I'd say Mage Knight is entirely responsible for it. Mage Knight created the collectible minis market and I doubt DDM would exist today if it hadn't. Its existence also undermined everything we were trying to do with Chainmail.

As for my "position" on DDM and Chainmail, I haven't really put one forth. All I said in this thread is that it's foolish to read too much in to Chainmail's failure because of the circumstances of its creation. I've considered writing up Chainmail's story for my blog sometime, but the last time I did something like that (The True Story of True20) it took me seven installments and nearly a month to finish it and I don't have that kind of time to commit right now.


----------



## Templetroll (Jan 15, 2007)

Jedi_Solo said:
			
		

> But what about the Fiendish Dire Flumph in Spiked Full Plate I need for next week's session?




They need a fig with add-ons for templates!


----------



## Shadowslayer (Jan 15, 2007)

Templetroll said:
			
		

> They need a fig with add-ons for templates!
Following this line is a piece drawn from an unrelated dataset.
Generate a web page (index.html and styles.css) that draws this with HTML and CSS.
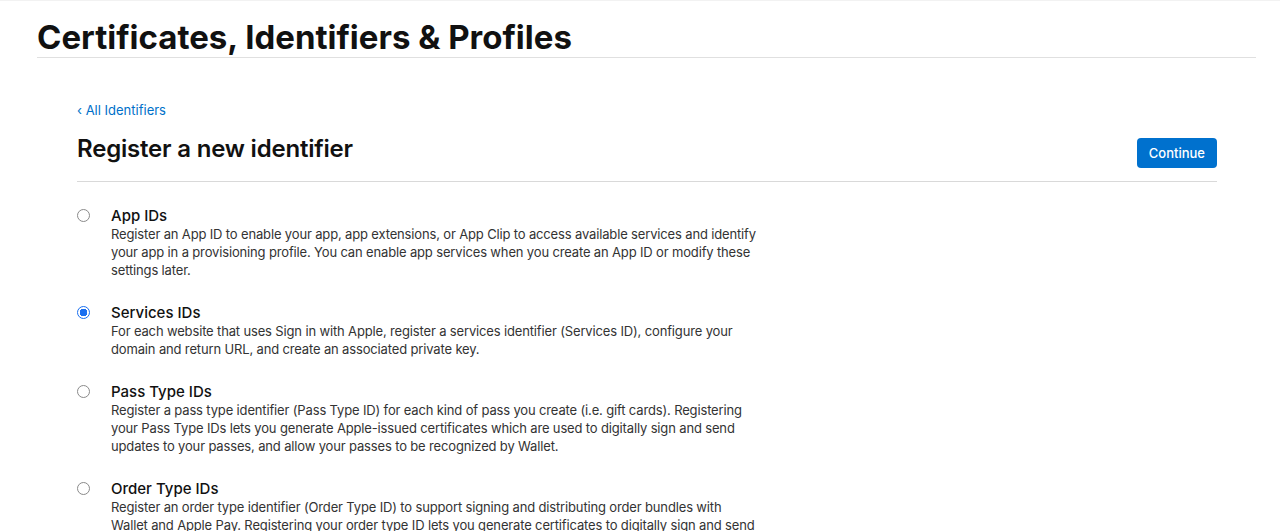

Need me that uber-rare Mr Potato Head Mini!   

(ok, I'll shut up now)


----------



## Raven Crowking (Jan 15, 2007)

MerricB said:
			
		

> I don't think B is a big consideration, but A is. Even more, the problems it causes for distributors/retailers in stocking and warehousing increase the price more than the cost of making the minis.
> 
> Cheers!





Wheras, I think A is a minimal consideration, but B is a huge one.  If you look at the WotC market research prior to launching 3.0 (or, at least, what is still available), the amount of money you make per customer skyrockets when minis are involved.  If you need 2, and I can convince you to buy 6, I've tripled my profit.


RC


----------



## Echohawk (Jan 15, 2007)

brehobit said:
			
		

> The only real question is if A) it would sell and B) if it would hurt the base sales of DDM.



And then...



			
				Raven Crowking said:
			
		

> Wheras, I think A is a minimal consideration, but B is a huge one.



Say what? Do you really think that whether a product would sell is a minimal consideration when deciding whether or not to make it???


----------



## Raven Crowking (Jan 15, 2007)

Echohawk said:
			
		

> And then...
> 
> Say what? Do you really think that whether a product would sell is a minimal consideration when deciding whether or not to make it???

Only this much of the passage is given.